As older Americans face a nationwide deadline Monday to sign up for Medicare prescription drug coverage, key Republicans are examining ways to remove or reduce financial penalties the Bush administration plans to charge people who try to join the program after the enrollment cutoff, according to lawmakers and legislative aides.
GOP lawmakers are reluctant to talk openly of their plans before midnight on May 15, for fear of counteracting a cheerleading blitz that President Bush and his top health advisers have undertaken to spur a last-minute surge in enrollment.
Still, motivated by Republicans' concerns about their prospects in the fall elections and by persistent confusion about the new drug benefit, several of Congress's architects of the program have concluded that it would be unwise to punish people who miss the deadline.
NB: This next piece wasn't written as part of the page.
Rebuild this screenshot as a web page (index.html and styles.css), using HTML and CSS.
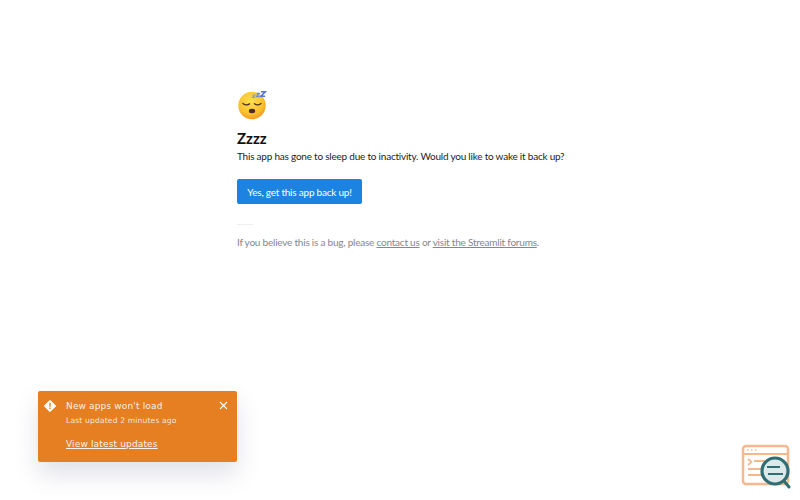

The rethinking of the penalties, by Senate Finance Committee Chairman Charles E. Grassley (R-Iowa), House Ways and Means health subcommittee Chairman Nancy L. Johnson (R-Conn.), and others, marks the first time Republicans have broken with the White House over the program.
The GOP's unease with the penalties, in the days before the enrollment deadline, marks the latest bump in the government's efforts over the past six months to launch a 2003 law that created the biggest expansion in the history of Medicare, the health insurance program for 42.5 million elderly and disabled Americans.